Can you arrange a finite number of green and red squares on the plane, sides parallel to the axes, such that:
- Every red square intersects $M$ green squares and no red square;
- Every green square intersects $M$ red squares and no other green square?
For $M=2$, this is easy:
For $M=3$, this is more difficult, and was solved recently by dtldarek:
For $M=5$, this is impossible, because the smallest square necessarily intersects at most 4 squares of the other color.
So, the only remaining case is $M=4$: Is this possible?
It can't be done for $M=4$, for much the same reason as for $M=5$. When two squares intersect, they do so either by each clipping a corner of the other, or by one of them taking a bite from a side of the other. But the latter case requires the biter to be smaller than the bitee, and this leaves only two corners of the smaller (say Green) square available for clipping, hence requires a yet smaller (now Red) square to take a bite from one of its sides, ad infinitum.
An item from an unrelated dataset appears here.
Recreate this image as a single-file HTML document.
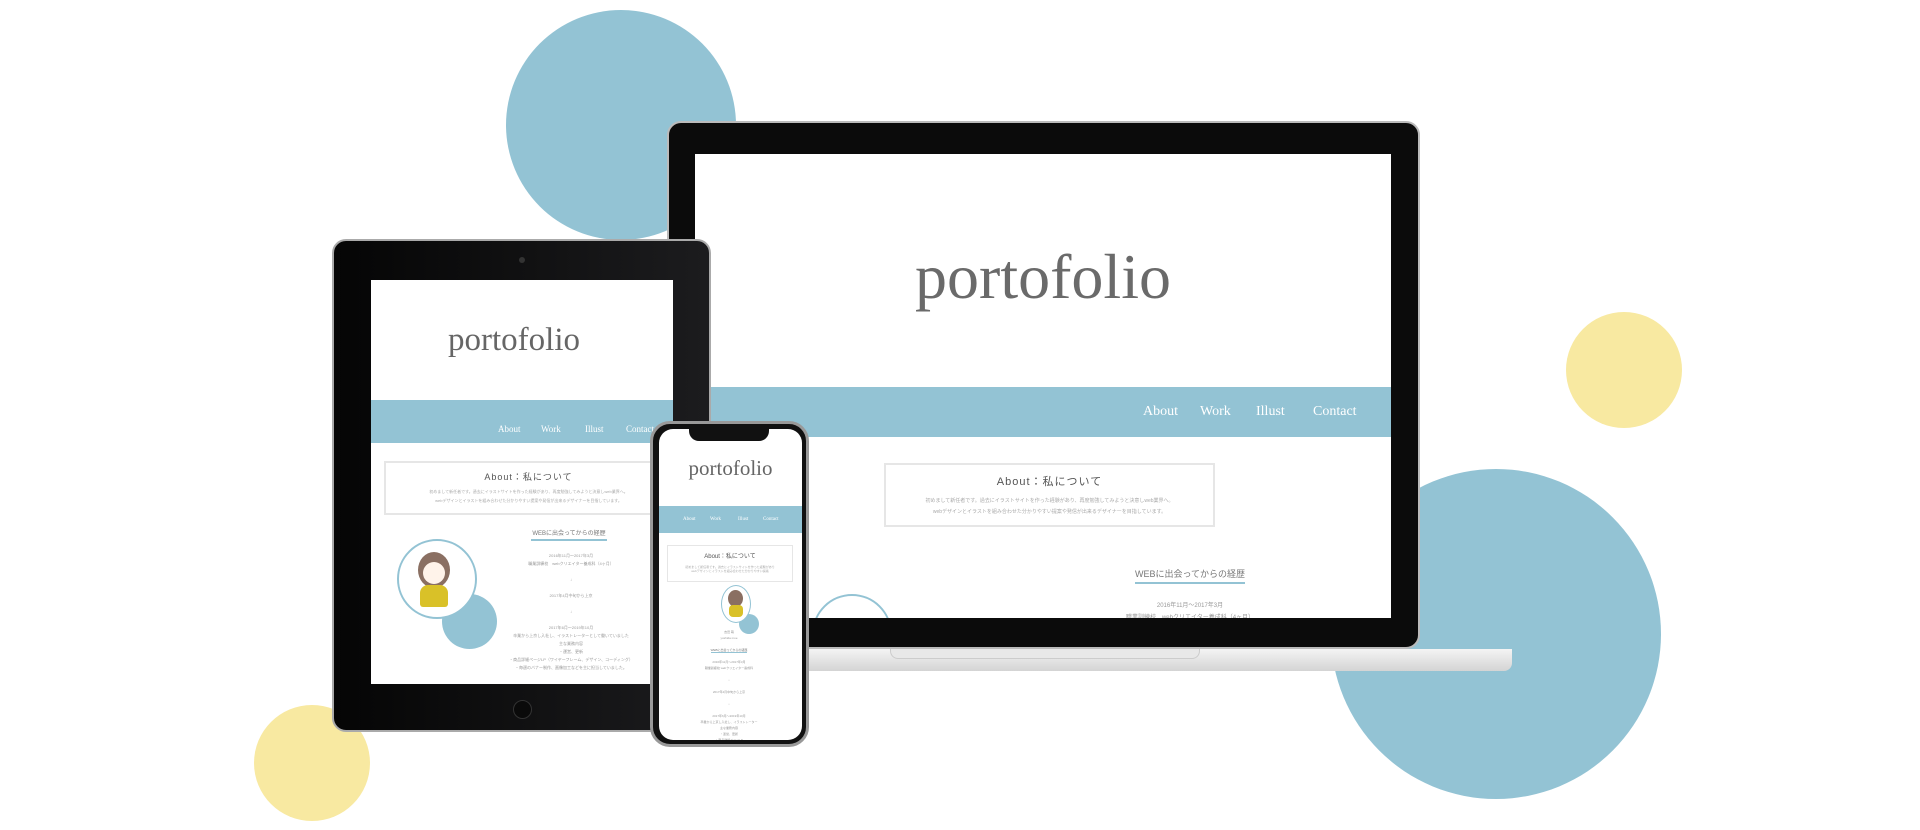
<!DOCTYPE html>
<html><head><meta charset="utf-8"><style>
*{margin:0;padding:0;box-sizing:border-box}
body{width:1920px;height:830px;background:#fff;position:relative;overflow:hidden;font-family:"Liberation Serif","Noto Serif CJK SC",serif}
.a{position:absolute}
.c{position:absolute;border-radius:50%}
.blue{background:#93c3d4}
.yel{background:#f8e9a1}
.t{color:#666;text-align:center;position:absolute;white-space:nowrap}
.nav{position:absolute;background:#93c3d4;color:#fff}
.box{position:absolute;border:2px solid #e6e6e6;background:#fff;text-align:center;color:#555;font-family:"Liberation Sans","Noto Sans CJK JP",sans-serif}
.small{color:#999;font-family:"Liberation Sans","Noto Sans CJK JP",sans-serif;text-align:center;position:absolute;white-space:nowrap}
</style></head><body>
<div class="c blue" style="left:506px;top:10px;width:230px;height:230px"></div>
<div class="c blue" style="left:1331px;top:469px;width:330px;height:330px"></div>
<div class="c yel" style="left:1566px;top:312px;width:116px;height:116px"></div>
<div class="c yel" style="left:254px;top:705px;width:116px;height:116px"></div>

<div class="a" style="left:760px;top:649px;width:752px;height:22px;background:linear-gradient(#f4f4f4,#d4d4d4);border-radius:0 0 8px 8px"></div>
<div class="a" style="left:890px;top:649px;width:310px;height:10px;background:#e8e8e8;border-radius:0 0 8px 8px;border:1px solid #ccc;border-top:none"></div>
<div class="a" style="left:667px;top:121px;width:753px;height:528px;background:#0b0b0b;border-radius:14px;border:2px solid #bbb"></div>
<div class="a" style="left:695px;top:154px;width:696px;height:464px;background:#fff;overflow:hidden">
  <div class="t" style="left:0;width:696px;top:86px;font-size:64px;color:#6a6a6a;letter-spacing:0px">portofolio</div>
  <div class="nav" style="left:0;top:233px;width:696px;height:50px;font-size:14px">
    <span class="a" style="left:448px;top:17px">About</span><span class="a" style="left:505px;top:17px">Work</span><span class="a" style="left:561px;top:17px">Illust</span><span class="a" style="left:618px;top:17px">Contact</span>
  </div>
  <div class="box" style="left:189px;top:309px;width:331px;height:64px">
    <div style="font-size:11px;margin-top:8px;letter-spacing:1px">About：私について</div>
    <div style="font-size:5px;color:#aaa;margin-top:8px">初めまして新任者です。過去にイラストサイトを作った経験があり、再度勉強してみようと決意しweb業界へ。</div>
    <div style="font-size:5px;color:#aaa;margin-top:4px">webデザインとイラストを組み合わせた分かりやすい提案や発信が出来るデザイナーを目指しています。</div>
  </div>
  <div class="small" style="left:440px;top:413px;width:110px;font-size:9px;color:#777;border-bottom:2px solid #93c3d4;padding-bottom:2px">WEBに出会ってからの経歴</div>
  <div class="small" style="left:420px;top:446px;width:150px;font-size:6px">2016年11月～2017年3月</div>
  <div class="small" style="left:400px;top:458px;width:190px;font-size:6px">職業訓練校　webクリエイター養成科（4ヶ月）</div>
  <div class="c" style="left:117px;top:440px;width:80px;height:80px;border:2px solid #93c3d4"></div>
</div>

<div class="a" style="left:332px;top:239px;width:379px;height:493px;background:linear-gradient(90deg,#050505,#1c1c1e);border-radius:14px;border:2px solid #aaa"></div>
<div class="c" style="left:519px;top:257px;width:6px;height:6px;background:#333"></div>
<div class="c" style="left:513px;top:700px;width:19px;height:19px;border:1px solid #333;background:#0a0a0a"></div>
<div class="a" style="left:371px;top:280px;width:302px;height:404px;background:#fff;overflow:hidden">
  <div class="t" style="left:0;width:286px;top:42px;font-size:33px">portofolio</div>
  <div class="nav" style="left:0;top:120px;width:302px;height:43px;font-size:9px">
    <span class="a" style="left:127px;top:24px">About</span><span class="a" style="left:170px;top:24px">Work</span><span class="a" style="left:214px;top:24px">Illust</span><span class="a" style="left:255px;top:24px">Contact</span>
  </div>
  <div class="box" style="left:13px;top:181px;width:289px;height:54px">
    <div style="font-size:9px;margin-top:7px;letter-spacing:1px">About：私について</div>
    <div style="font-size:4px;color:#aaa;margin-top:6px">初めまして新任者です。過去にイラストサイトを作った経験があり、再度勉強してみようと決意しweb業界へ。</div>
    <div style="font-size:4px;color:#aaa;margin-top:3px">webデザインとイラストを組み合わせた分かりやすい提案や発信が出来るデザイナーを目指しています。</div>
  </div>
  <div class="c blue" style="left:71px;top:314px;width:55px;height:55px"></div>
  <div class="c" style="left:26px;top:259px;width:80px;height:80px;border:2px solid #93c3d4;background:#fff"></div>
  <div class="c" style="left:47px;top:272px;width:32px;height:36px;background:#8a6f62"></div>
  <div class="c" style="left:52px;top:282px;width:22px;height:22px;background:#fff3ea"></div>
  <div class="a" style="left:49px;top:305px;width:28px;height:22px;background:#d9c128;border-radius:8px 8px 3px 3px"></div>
  <div class="small" style="left:160px;top:248px;width:76px;font-size:6px;color:#777;border-bottom:2px solid #93c3d4;padding-bottom:2px">WEBに出会ってからの経歴</div>
  <div class="small" style="left:110px;top:272px;width:180px;font-size:4px;line-height:8px">2016年11月～2017年3月<br>職業訓練校　webクリエイター養成科（4ヶ月）<br><br>↓<br><br>2017年4月中旬から上京<br><br>↓<br><br>2017年6月～2019年10月<br>卒業から上京し入社し、イラストレーターとして働いていました<br>主な業務内容<br>・運営、更新<br>・商品詳細ページLP（ワイヤーフレーム、デザイン、コーディング）<br>・毎週のバナー制作、画像加工などを主に担当していました。</div>
</div>

<div class="a" style="left:650px;top:421px;width:159px;height:326px;background:#111;border-radius:20px;border:3px solid #999"></div>
<div class="a" style="left:659px;top:429px;width:143px;height:311px;background:#fff;border-radius:14px;overflow:hidden">
  <div class="a" style="left:30px;top:0;width:80px;height:12px;background:#111;border-radius:0 0 10px 10px"></div>
  <div class="t" style="left:0;width:143px;top:27px;font-size:21px">portofolio</div>
  <div class="nav" style="left:0;top:77px;width:143px;height:27px;font-size:5px">
    <span class="a" style="left:24px;top:11px">About</span><span class="a" style="left:51px;top:11px">Work</span><span class="a" style="left:79px;top:11px">Illust</span><span class="a" style="left:104px;top:11px">Contact</span>
  </div>
  <div class="box" style="left:8px;top:116px;width:126px;height:37px;border-width:1px">
    <div style="font-size:6px;margin-top:5px">About：私について</div>
    <div style="font-size:3px;color:#aaa;margin-top:5px">初めまして新任者です。過去にイラストサイトを作った経験があり</div>
    <div style="font-size:3px;color:#aaa">webデザインとイラストを組み合わせた分かりやすい提案</div>
  </div>
  <div class="c blue" style="left:80px;top:185px;width:20px;height:20px"></div>
  <div class="c" style="left:62px;top:156px;width:30px;height:38px;border:1px solid #93c3d4;background:#fff"></div>
  <div class="c" style="left:69px;top:161px;width:15px;height:17px;background:#8a6f62"></div>
  <div class="a" style="left:70px;top:176px;width:14px;height:12px;background:#d9c128;border-radius:4px"></div>
  <div class="small" style="left:20px;top:200px;width:100px;font-size:3px;line-height:6px">吉田 萌<br>yoshida moe<br><br><span style="color:#777;border-bottom:1px solid #93c3d4">WEBに出会ってからの経歴</span><br><br>2016年11月～2017年3月<br>職業訓練校 webクリエイター養成科<br><br>↓<br><br>2017年4月中旬から上京<br><br>↓<br><br>2017年6月～2019年10月<br>卒業から上京し入社し、イラストレーター<br>主な業務内容<br>・運営、更新<br>・商品詳細ページLP<br>・毎週のバナー制作</div>
</div>
</body></html>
Hence all the intersections must occur at the corners of the squares. But in any finite arrangement, there'll be squares at the outskirts whose outer corners aren't clipped.
(Side note: In any finite collection of closed sets, there is some minimum distance between non-overlapping pairs. This gives room for the sets to be independently expanded by epsilonish amounts, so that each has a different size while preserving all pairs that do and do not intersect.)